* _GIVEN EXERCISE_
Search the listing below for the string "this" and copy every line where it occurs.

* _EXTRACTED INFORMATION_
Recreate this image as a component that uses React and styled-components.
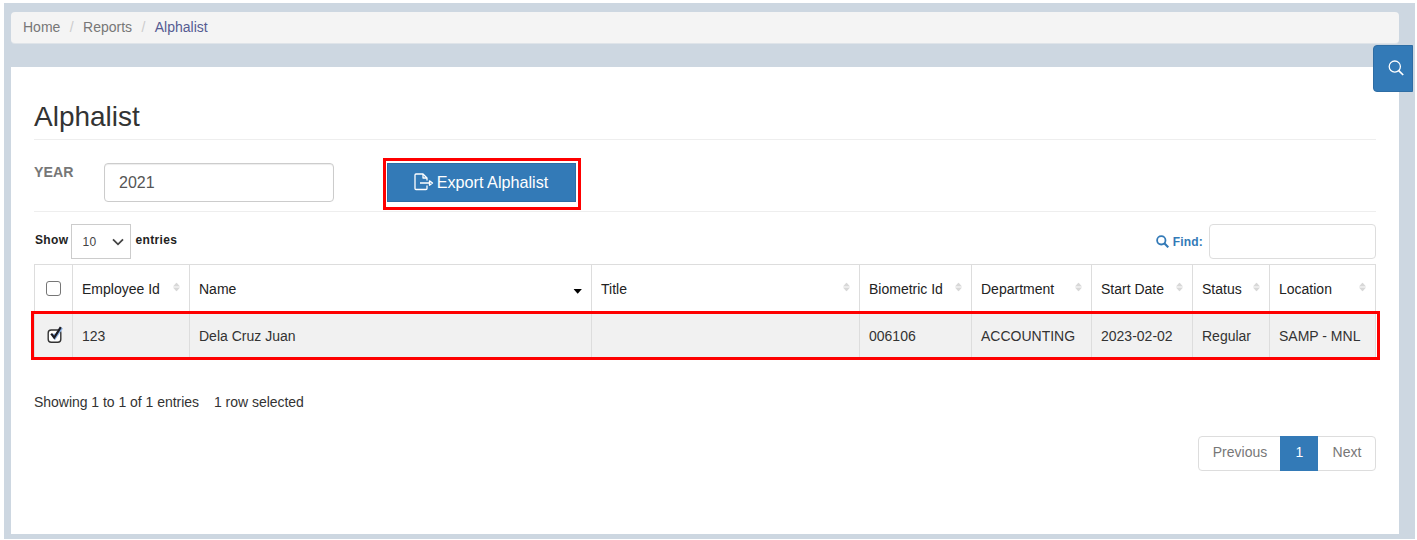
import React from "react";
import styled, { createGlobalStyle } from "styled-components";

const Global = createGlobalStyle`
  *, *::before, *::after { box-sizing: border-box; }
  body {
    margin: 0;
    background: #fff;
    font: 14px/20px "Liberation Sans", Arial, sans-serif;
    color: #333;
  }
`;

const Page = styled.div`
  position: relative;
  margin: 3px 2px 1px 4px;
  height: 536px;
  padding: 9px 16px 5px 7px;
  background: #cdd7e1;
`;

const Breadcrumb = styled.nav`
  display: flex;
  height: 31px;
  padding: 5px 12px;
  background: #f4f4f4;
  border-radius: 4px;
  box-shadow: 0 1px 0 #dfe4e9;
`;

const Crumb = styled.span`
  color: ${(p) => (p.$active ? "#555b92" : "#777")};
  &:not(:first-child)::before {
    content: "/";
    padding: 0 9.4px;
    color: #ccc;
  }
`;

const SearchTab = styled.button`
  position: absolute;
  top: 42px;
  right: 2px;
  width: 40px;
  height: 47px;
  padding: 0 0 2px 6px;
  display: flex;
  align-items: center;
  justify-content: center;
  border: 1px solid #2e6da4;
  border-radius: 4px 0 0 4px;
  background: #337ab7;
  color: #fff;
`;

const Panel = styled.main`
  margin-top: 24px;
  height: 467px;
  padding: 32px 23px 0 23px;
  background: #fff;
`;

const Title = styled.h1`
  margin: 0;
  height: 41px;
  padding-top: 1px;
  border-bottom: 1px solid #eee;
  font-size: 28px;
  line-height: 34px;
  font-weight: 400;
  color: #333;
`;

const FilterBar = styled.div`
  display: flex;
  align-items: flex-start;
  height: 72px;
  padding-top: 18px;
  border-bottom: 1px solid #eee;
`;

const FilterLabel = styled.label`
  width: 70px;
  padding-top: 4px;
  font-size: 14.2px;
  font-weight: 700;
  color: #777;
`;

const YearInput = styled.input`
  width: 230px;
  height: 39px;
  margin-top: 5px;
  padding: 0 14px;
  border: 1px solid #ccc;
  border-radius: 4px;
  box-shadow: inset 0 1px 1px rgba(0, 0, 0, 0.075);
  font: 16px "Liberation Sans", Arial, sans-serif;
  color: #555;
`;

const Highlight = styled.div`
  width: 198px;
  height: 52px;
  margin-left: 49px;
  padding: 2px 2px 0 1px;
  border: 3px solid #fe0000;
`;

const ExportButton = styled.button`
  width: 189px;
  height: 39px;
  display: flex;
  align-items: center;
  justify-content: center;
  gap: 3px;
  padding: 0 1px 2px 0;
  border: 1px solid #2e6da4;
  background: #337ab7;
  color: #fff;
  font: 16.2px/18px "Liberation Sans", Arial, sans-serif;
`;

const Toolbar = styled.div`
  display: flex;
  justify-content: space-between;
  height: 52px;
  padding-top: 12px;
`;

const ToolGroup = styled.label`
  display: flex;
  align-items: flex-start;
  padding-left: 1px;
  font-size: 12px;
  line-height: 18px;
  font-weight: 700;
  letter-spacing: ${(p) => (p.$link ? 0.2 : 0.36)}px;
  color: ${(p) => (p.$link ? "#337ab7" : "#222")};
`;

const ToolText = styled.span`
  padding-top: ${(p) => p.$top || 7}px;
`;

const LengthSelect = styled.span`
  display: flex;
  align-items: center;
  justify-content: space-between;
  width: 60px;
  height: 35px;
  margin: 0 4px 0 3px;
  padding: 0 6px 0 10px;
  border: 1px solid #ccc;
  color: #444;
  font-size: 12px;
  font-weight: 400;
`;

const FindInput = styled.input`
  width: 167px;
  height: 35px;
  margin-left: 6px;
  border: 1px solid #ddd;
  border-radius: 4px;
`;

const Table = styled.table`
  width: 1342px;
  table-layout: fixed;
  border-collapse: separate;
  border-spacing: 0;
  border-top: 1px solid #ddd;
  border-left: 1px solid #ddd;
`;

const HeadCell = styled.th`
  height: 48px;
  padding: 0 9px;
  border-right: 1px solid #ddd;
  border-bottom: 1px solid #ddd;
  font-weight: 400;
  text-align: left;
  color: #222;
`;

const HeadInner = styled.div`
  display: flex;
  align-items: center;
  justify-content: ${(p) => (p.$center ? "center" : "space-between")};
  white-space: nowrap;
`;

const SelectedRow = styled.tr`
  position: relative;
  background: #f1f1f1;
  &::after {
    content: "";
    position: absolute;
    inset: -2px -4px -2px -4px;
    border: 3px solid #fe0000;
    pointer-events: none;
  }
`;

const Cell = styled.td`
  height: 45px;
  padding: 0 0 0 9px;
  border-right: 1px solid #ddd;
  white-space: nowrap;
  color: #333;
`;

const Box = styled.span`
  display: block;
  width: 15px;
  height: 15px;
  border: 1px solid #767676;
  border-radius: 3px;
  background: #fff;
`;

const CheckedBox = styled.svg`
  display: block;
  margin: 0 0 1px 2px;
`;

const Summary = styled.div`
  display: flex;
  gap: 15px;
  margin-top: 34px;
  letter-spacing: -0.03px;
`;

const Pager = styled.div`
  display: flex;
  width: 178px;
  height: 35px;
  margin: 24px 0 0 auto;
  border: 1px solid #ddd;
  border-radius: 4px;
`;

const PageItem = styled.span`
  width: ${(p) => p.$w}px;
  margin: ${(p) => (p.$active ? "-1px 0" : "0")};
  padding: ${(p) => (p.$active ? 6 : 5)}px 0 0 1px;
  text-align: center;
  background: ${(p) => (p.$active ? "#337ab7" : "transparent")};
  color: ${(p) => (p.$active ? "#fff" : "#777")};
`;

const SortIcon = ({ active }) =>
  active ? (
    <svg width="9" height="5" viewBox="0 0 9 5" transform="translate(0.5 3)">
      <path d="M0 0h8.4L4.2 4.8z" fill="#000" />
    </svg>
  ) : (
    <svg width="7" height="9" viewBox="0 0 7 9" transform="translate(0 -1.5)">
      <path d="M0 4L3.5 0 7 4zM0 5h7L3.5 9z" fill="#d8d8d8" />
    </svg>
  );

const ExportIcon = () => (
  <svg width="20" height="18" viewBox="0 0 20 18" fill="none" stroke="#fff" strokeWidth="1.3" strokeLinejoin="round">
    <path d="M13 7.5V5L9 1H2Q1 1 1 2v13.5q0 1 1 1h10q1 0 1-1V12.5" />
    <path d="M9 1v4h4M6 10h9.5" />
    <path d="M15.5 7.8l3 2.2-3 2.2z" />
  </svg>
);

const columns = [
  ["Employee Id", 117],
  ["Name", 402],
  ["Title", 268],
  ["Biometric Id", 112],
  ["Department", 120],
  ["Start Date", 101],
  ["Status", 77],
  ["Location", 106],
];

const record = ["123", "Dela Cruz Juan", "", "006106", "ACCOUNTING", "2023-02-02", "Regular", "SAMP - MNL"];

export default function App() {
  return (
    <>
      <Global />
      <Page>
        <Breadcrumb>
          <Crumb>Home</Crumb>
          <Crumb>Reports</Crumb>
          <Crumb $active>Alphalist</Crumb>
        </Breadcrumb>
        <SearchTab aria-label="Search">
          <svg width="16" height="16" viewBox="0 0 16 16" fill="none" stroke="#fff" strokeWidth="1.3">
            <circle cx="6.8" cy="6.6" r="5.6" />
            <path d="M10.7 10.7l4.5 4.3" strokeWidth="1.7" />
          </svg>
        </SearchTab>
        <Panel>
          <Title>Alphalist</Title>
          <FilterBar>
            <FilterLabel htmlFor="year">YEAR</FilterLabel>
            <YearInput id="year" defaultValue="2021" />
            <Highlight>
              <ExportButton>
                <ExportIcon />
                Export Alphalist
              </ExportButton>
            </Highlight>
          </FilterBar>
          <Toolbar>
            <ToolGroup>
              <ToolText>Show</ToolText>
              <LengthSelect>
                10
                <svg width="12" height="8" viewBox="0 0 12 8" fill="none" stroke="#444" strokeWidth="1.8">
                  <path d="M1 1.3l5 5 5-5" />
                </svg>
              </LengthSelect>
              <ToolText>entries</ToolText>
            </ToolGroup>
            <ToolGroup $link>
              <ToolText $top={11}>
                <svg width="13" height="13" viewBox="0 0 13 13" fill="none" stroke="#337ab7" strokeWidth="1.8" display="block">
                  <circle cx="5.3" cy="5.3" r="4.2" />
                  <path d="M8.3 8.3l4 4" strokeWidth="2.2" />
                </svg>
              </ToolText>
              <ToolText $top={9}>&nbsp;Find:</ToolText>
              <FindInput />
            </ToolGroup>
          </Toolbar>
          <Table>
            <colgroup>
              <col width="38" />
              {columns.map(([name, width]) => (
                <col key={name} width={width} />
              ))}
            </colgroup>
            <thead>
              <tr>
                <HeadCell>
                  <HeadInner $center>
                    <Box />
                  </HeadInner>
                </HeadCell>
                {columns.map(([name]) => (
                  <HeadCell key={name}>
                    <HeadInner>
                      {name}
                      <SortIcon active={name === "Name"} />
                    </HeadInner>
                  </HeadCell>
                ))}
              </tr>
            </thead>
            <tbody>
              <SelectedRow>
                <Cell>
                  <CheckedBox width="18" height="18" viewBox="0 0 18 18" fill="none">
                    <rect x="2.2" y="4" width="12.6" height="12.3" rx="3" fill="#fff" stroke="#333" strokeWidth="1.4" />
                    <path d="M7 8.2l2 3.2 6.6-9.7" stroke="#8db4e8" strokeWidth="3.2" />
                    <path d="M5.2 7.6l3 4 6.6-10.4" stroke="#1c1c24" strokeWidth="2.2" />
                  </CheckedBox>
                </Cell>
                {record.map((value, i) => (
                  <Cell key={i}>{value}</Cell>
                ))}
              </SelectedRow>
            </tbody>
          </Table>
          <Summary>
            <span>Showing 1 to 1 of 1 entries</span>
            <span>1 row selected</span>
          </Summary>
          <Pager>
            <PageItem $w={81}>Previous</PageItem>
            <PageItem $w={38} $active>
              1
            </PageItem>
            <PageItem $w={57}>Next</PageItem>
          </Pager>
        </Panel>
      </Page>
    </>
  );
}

--

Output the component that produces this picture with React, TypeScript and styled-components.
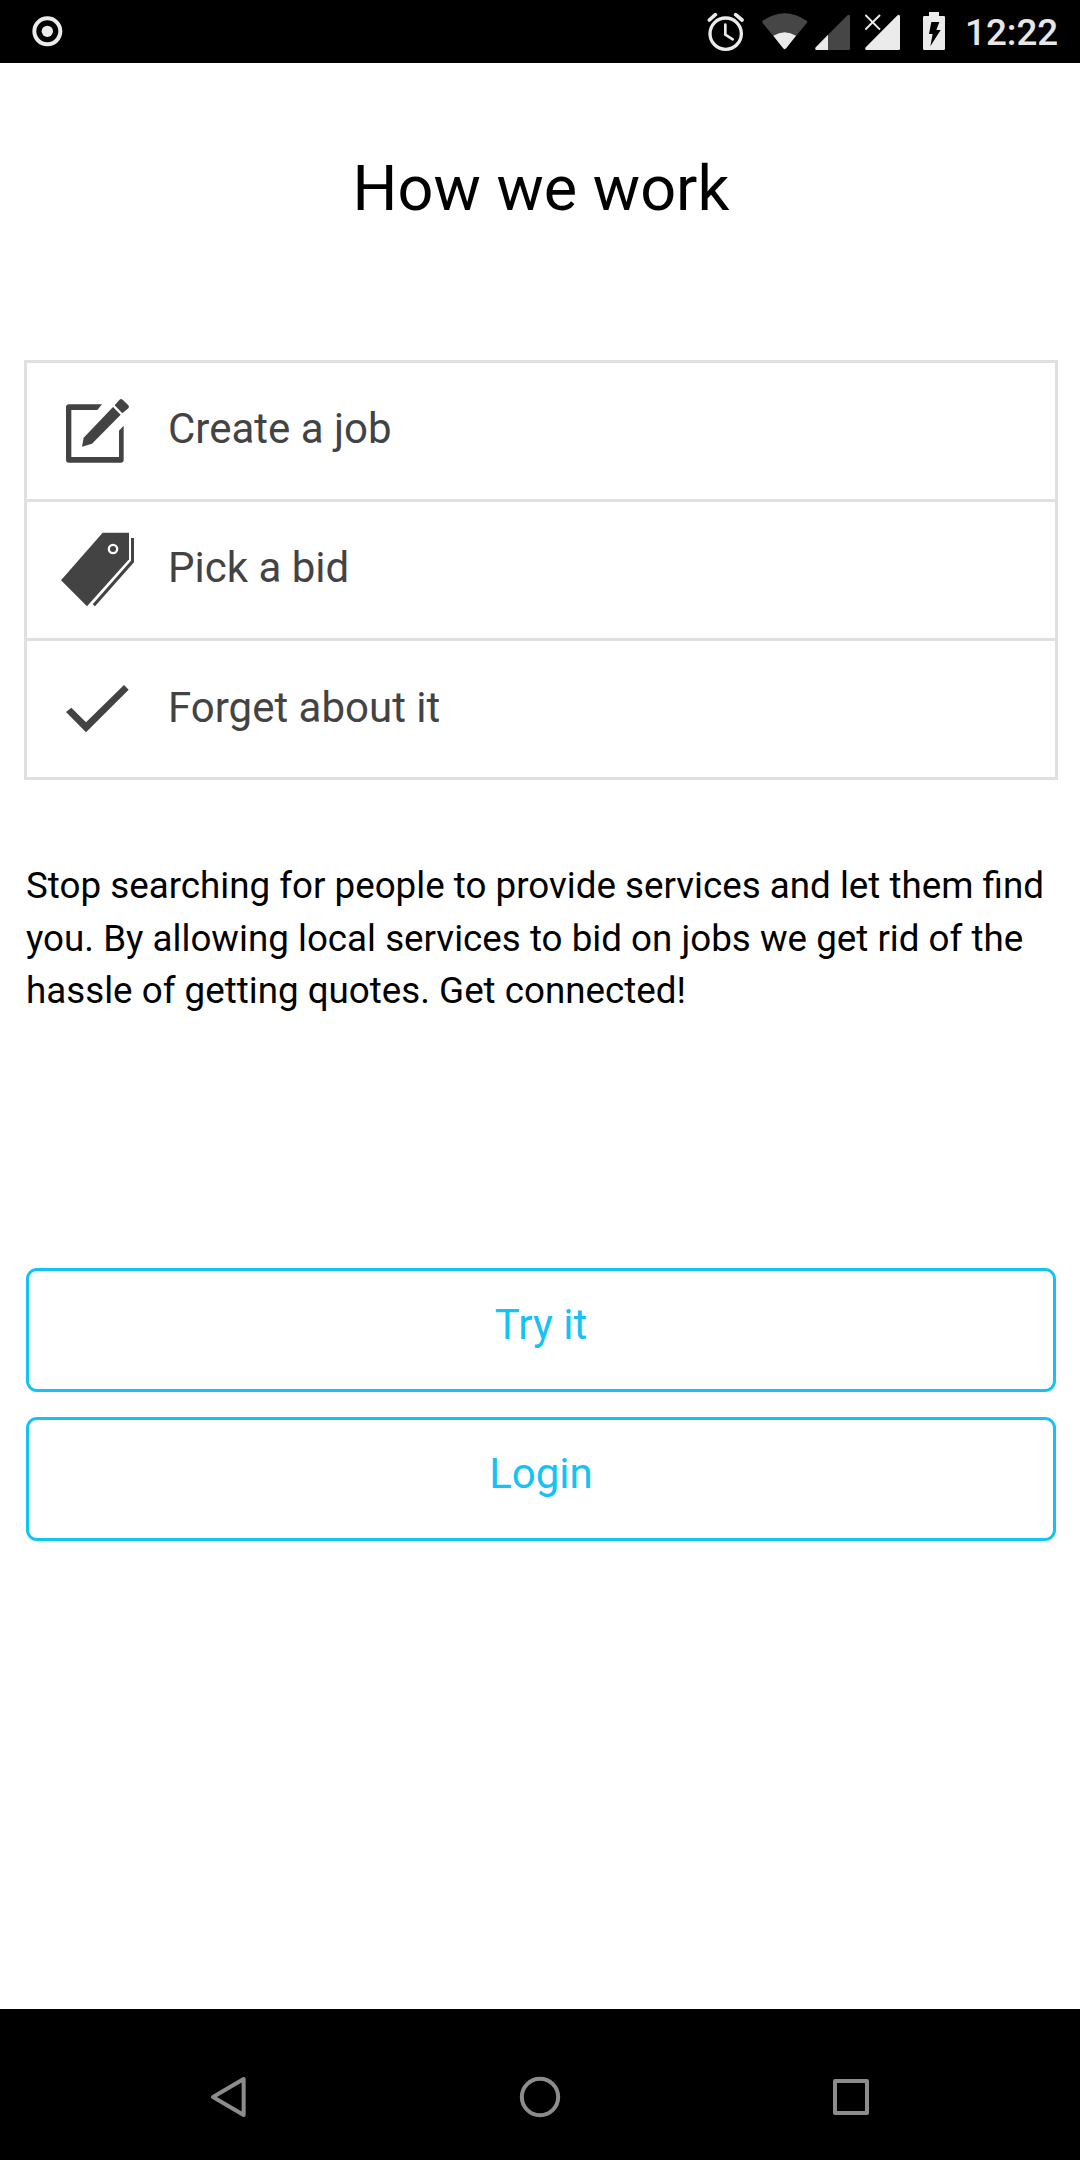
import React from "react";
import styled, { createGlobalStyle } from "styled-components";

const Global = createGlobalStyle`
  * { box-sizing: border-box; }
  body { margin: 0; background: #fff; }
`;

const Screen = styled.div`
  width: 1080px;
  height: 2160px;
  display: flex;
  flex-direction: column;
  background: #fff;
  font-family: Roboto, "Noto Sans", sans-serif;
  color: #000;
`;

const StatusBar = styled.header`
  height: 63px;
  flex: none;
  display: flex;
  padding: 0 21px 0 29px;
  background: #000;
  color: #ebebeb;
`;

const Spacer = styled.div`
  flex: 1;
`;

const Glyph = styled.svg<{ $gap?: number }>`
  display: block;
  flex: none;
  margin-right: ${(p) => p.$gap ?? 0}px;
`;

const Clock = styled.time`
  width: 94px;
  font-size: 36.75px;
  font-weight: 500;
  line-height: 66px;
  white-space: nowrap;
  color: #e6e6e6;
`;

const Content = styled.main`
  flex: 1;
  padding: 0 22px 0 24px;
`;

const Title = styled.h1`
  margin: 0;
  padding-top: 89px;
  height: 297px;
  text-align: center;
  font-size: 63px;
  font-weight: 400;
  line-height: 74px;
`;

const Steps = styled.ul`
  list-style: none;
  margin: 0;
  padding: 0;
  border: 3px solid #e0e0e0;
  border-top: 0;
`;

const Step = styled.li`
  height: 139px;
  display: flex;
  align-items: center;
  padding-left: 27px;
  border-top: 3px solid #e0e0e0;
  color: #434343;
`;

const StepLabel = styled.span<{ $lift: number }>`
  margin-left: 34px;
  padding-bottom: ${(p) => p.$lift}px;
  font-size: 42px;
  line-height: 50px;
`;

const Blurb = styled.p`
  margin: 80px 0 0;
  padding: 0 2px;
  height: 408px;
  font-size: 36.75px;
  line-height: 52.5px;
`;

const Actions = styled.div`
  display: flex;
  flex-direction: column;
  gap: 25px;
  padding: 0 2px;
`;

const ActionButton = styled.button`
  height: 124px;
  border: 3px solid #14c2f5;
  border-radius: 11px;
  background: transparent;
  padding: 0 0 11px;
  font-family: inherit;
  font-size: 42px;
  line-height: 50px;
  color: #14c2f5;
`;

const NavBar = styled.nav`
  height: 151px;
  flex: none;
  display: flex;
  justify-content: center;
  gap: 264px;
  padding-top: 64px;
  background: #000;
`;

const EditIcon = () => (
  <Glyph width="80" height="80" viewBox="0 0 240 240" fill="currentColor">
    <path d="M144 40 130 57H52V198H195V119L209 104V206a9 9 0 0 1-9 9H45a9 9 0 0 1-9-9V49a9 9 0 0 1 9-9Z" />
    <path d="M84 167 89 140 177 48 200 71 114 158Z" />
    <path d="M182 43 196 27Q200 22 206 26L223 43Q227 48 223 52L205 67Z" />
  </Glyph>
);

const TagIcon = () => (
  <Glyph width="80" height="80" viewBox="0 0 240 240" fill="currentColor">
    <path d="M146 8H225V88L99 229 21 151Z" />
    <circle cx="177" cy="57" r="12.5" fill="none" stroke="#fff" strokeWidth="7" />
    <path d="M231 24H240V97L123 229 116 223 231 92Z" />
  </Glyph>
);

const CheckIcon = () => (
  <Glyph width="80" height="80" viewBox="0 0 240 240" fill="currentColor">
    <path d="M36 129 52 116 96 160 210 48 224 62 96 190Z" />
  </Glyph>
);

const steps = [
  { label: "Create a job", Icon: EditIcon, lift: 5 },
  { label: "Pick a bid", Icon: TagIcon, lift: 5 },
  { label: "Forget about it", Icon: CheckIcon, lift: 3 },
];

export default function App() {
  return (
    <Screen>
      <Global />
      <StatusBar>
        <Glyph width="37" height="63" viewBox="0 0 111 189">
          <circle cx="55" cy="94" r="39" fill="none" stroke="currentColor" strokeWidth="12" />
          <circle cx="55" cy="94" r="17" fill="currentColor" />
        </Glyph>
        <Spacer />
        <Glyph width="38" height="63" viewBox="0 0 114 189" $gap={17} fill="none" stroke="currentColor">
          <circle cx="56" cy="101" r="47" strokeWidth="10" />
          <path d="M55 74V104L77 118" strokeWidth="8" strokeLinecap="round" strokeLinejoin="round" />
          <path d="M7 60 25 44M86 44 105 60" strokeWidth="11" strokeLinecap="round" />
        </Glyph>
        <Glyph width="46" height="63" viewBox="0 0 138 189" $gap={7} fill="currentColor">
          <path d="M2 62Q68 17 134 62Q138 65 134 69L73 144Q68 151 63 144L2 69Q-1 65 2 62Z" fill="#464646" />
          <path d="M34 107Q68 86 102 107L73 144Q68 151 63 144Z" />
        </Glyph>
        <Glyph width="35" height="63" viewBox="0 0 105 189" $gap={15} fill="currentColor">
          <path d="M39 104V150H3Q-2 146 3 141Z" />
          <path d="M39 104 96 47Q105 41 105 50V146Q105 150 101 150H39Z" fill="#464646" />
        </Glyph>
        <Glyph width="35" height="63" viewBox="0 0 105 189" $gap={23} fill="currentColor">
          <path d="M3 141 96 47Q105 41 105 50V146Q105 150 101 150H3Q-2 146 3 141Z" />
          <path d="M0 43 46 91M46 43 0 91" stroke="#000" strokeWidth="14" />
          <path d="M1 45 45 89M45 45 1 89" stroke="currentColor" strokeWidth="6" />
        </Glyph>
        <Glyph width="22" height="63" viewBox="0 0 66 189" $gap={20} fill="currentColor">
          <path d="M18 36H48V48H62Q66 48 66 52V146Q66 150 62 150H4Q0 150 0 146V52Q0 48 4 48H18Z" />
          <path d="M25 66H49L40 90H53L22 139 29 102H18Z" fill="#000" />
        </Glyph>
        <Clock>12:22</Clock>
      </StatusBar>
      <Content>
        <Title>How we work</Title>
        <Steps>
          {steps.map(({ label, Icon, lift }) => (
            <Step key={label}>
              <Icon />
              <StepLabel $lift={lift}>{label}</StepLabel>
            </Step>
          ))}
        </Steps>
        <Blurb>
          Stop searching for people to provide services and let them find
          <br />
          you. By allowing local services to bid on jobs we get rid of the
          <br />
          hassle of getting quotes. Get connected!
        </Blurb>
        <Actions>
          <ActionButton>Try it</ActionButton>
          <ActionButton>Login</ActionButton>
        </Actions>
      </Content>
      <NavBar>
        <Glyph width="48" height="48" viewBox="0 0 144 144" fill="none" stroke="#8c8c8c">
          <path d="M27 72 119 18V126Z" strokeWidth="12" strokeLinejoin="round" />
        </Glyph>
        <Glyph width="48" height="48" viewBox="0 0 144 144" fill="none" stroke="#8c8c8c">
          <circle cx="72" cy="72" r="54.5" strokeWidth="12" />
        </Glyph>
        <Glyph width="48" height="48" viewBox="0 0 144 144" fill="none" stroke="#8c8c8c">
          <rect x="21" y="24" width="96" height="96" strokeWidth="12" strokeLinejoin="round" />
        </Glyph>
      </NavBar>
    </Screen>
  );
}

* _WORKED ANSWER_
Recreate this image as a component that uses React and styled-components.
Output the component that produces this picture with React, TypeScript and styled-components.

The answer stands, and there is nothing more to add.